Crude Oil Could Lead Commodities Higher After Accord on Production Cuts
(Repeats story published March 12; adds details on oils supplies in eighth paragraph.)
New York, March 13 (Bloomberg) -- Crude oil could lead commodities higher in the days ahead following an agreement among producers to cut world supply by more than 2 million barrels a day, or about 2.7 percent.
The promised cutback ''is considerably more than we and the market were expecting,'' said John Saucer, an analyst at Salomon Smith Barney in Houston. ''It may even be more than is needed and may lead to a tighter market later in the year.''
Saudi Arabia, the world's top producer, and a dozen other countries will take part in the latest round of oil out reductions aimed at boosting prices that fell to a 12-year low in December. The agreement was announced Friday in The Hague by Saudi oil minister Ali Al-Naimi following a meeting of oil ministers from five countries.
The Bridge-Commodity Research Bureau Index rose 1.74, or 0.9 percent, this week to 188.27; while the energy-weighted Goldman- Sachs Commodity Index rose 5.66, or 4.1 percent, to 142.88.
Crude oil for April delivery rose $1.19, or 9 percent, this week to $14.49 a barrel on the New York Mercantile Exchange. During the day, the contract briefly rose above $15 a barrel for the first time in five months.
As a result of the announcement in The Hague, ''we are now more confident of our $12-$17 a barrel'' price forecast for crude oil the second and third quarters, Saucer said.
To be sure, the size of price gains in coming weeks is likely to be limited, as traders await signs that producers are honoring their new reduction pledges.
The Paris-based International Energy Agency estimates the industrialized nations have 83 days' supply of crude and petroleum products on hand. That's little changed from the 82 days at the end of 1997, even after OPEC pledged last June to cut 2.6 million barrels a day from world markets. OPEC next meets on March 23.
Further details on the output-cutting plan will be announced at the March 23 meeting of the Organization of Petroleum Exporting Countries in Vienna. The cuts are to begin in April.
Wheat
Wheat futures could rise in the days ahead on speculation that U.S. farmers will plant less wheat this spring as they seek higher profits by planting soybeans instead.
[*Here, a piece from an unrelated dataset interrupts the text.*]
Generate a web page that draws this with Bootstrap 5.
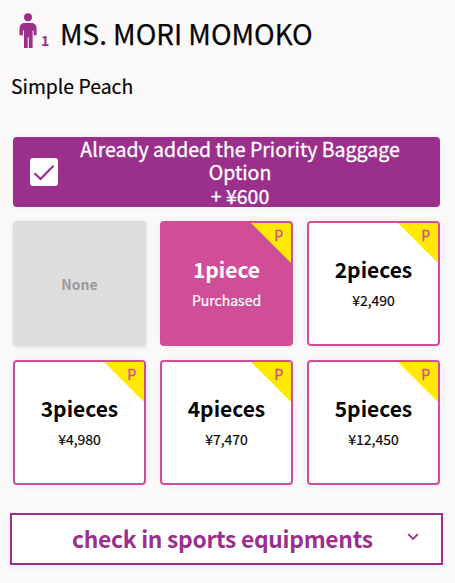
<!DOCTYPE html>
<html lang="en">
<head>
<meta charset="utf-8">
<meta name="viewport" content="width=device-width, initial-scale=1">
<title>Baggage options</title>
<link href="https://cdn.jsdelivr.net/npm/bootstrap@5.3.0/dist/css/bootstrap.min.css" rel="stylesheet">
<style>
:root{--plum:#9a2f8c;--rose:#d04e98;--sun:#ffe900}
body{background:#fcf9fb;color:#050505;font-family:"Noto Sans CJK JP",sans-serif;height:583px;overflow:hidden}
.passenger{padding:12px 0 0 19px;height:70px}
.person{margin-top:1px}
.pax-no{color:var(--plum);font-size:14px;font-weight:700;line-height:20px;margin:18px 0 0 3px;width:11px}
.pax-name{font-size:27.8px;line-height:40px;font-weight:400;margin:1px 0 0 8px;-webkit-text-stroke:.25px}
.fare{font-size:19.4px;line-height:30px;padding:1px 0 0 11px;height:67px;-webkit-text-stroke:.2px}
.options{padding:0 15px 0 13px}
.priority{background:var(--plum);height:70px;border-radius:4px;box-shadow:0 0 8px rgba(0,0,0,.06)}
.tick{width:28px;height:28px;border-radius:3px;margin-left:17px}
.priority-text{font-size:19.5px;line-height:23.5px;font-weight:400;width:344px;margin-left:10px;-webkit-text-stroke:.3px}
.pieces{display:grid;grid-template-columns:repeat(3,133px);gap:14px;margin-top:14px}
.piece{height:125px;padding:35px 0 0;border:2px solid var(--rose);border-radius:4px;background:#fff;color:#050505;box-shadow:0 0 8px rgba(0,0,0,.06);overflow:hidden}
.piece.bought{background:var(--rose);color:#fff}
.piece.bought .sub{font-size:14px}
.piece.none{background:#ddd;border-color:#ddd;color:#999;padding:2px 0 0;font-size:14px;font-weight:700;box-shadow:0 1px 4px rgba(0,0,0,.12)}
.count{font-size:21px;line-height:22px;font-weight:700}
.sub{font-size:14px;line-height:20px;margin-top:10px;-webkit-text-stroke:.2px}
.corner{width:40px;height:40px;background:var(--sun);clip-path:polygon(0 0,100% 0,100% 100%);color:var(--rose);font-size:14px;line-height:25px;text-align:right;padding-right:8px;-webkit-text-stroke:.3px}
.sports{margin:28px 12px 0 10px;width:433px;height:52px;border:2px solid var(--plum);background:#fff;color:var(--plum);box-shadow:0 2px 6px rgba(0,0,0,.07);padding:0 22px 0 60px}
.sports-text{font-size:22.8px;letter-spacing:-.28px;line-height:48px;font-weight:700}
.sports svg{margin-bottom:4px}
</style>
</head>
<body>
<header class="passenger d-flex align-items-start">
  <svg class="person flex-shrink-0" width="19" height="36" viewBox="0 0 19 36" fill="#9a2f8c" aria-hidden="true"><circle cx="9" cy="4.3" r="4"/><path d="M5.2 10H12.6C15.8 10 17.6 12.4 17.6 16V22.3H14.6V17.5H13.6V35H9.8V24.5H8.7V35H5V17.5H3.9V22.3H.5V16C.5 12.4 2.4 10 5.2 10Z"/></svg>
  <span class="pax-no">1</span>
  <h1 class="pax-name text-nowrap">MS. MORI MOMOKO</h1>
</header>
<p class="fare mb-0">Simple Peach</p>
<main class="options">
  <div class="priority d-flex align-items-center text-white text-center">
    <span class="tick bg-white flex-shrink-0 d-flex"><svg width="28" height="28" viewBox="0 0 28 28" fill="none" stroke="#9a2f8c" stroke-width="2.2" aria-hidden="true"><path d="M4.5 15.2L10.6 21L23.5 7.7"/></svg></span>
    <div class="priority-text">Already added the Priority Baggage<br>Option<br>+ ¥600</div>
  </div>
  <div class="pieces text-center">
    <div class="piece none d-flex align-items-center justify-content-center">None</div>
    <div class="piece bought position-relative"><span class="corner position-absolute top-0 end-0">P</span><div class="count">1piece</div><div class="sub">Purchased</div></div>
    <div class="piece position-relative"><span class="corner position-absolute top-0 end-0">P</span><div class="count">2pieces</div><div class="sub">¥2,490</div></div>
    <div class="piece position-relative"><span class="corner position-absolute top-0 end-0">P</span><div class="count">3pieces</div><div class="sub">¥4,980</div></div>
    <div class="piece position-relative"><span class="corner position-absolute top-0 end-0">P</span><div class="count">4pieces</div><div class="sub">¥7,470</div></div>
    <div class="piece position-relative"><span class="corner position-absolute top-0 end-0">P</span><div class="count">5pieces</div><div class="sub">¥12,450</div></div>
  </div>
</main>
<button type="button" class="sports d-flex align-items-center justify-content-between">
  <span class="sports-text text-nowrap">check in sports equipments</span>
  <svg width="12" height="8" viewBox="0 0 12 8" fill="none" stroke="#9a2f8c" stroke-width="1.8" aria-hidden="true"><path d="M1.2 1.2L6 6L10.8 1.2"/></svg>
</button>
<script src="https://cdn.jsdelivr.net/npm/bootstrap@5.3.0/dist/js/bootstrap.bundle.min.js"></script>
</body>
</html>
Sparks Cos., the Memphis, Tennessee-based crop forecaster, said U.S. farmers will sow almost 4 percent less spring wheat than a year ago, traders said. On Thursday the government reduced its forecast for wheat stockpiles. ''The worldwide wheat situation is fundamentally a little bullish,'' said John Walsh, president of Walsh Trading in Chicago. ''Once we see these domestic stockpiles start to dwindle, then wheat prices will start to perform better.''
For the week, wheat for July delivery, after the winter wheat crop is harvested, rose 5 cents, or 1.8 percent, to $2.8225 a bushel on the Chicago Board of Trade, the second straight week of advances. Still, wheat prices are almost 22 percent lower than they were a year ago.
Sparks said U.S. farmers will cut acres of durum and other spring wheat 3.7 percent to 18.3 million acres this year, from 19 million a year ago, traders said. Spring wheat grows during the summer months and is harvested in the fall.
On Thursday, the U.S. Department of Agriculture lowered its forecast of wheat supplies on May 31, at the start of the winter wheat harvest, to 955 million bushels, down from 980 million expected a month ago. Analysts expected the wheat forecast would be little changed from last month.
The department said world wheat supplies will likely fall to 127.38 million metric tons, down from last month's forecast for 127.91 million and 137.88 million a year ago.
Hogs
Hog futures could fall in coming days, extending a five-week rout, on speculation that cheap feed costs discouraged farmers from shrinking their herds as much as projected, meaning the current glut of supplies won't ease anytime soon.
In its last inventory report, the Agriculture Department said farmers held back 4.1 percent fewer breeding sows as of Dec. 1 than a year earlier. Now traders aren't sure those numbers are accurate. Instead, some farmers may have chosen to endure low hog prices as the cost of corn, the primary ingredient in livestock feed, is down 20 percent from a year ago. ''The feed's so cheap,'' said Ted Hoover, a broker at Allendale Inc. in McHenry, Illinois. ''We're not sure how many were liquidated.''
Hogs for April delivery fell 0.75 cent, or 1.8 percent, this week to 42.075 cents a pound on the Chicago Mercantile Exchange, the lowest closing price since Jan. 29.
Farmers still are trying to sell hogs from a herd that as of Dec. 1 was the largest since 1980 for that time period. There are no signs supplies have tapered off, with the weekly slaughter still coming close to 2 million hogs. The biggest weekly slaughter last year was about 2.2 million hogs, while a more typical weekly slaughter runs about 1.7 million, analysts said.
The large herd reflects expansion by large commercial producers two years ago, when prices were about triple what they are now. Since then, the amount of shackle space to hang the hogs before dressing them has decreased because there are fewer slaughterhouses.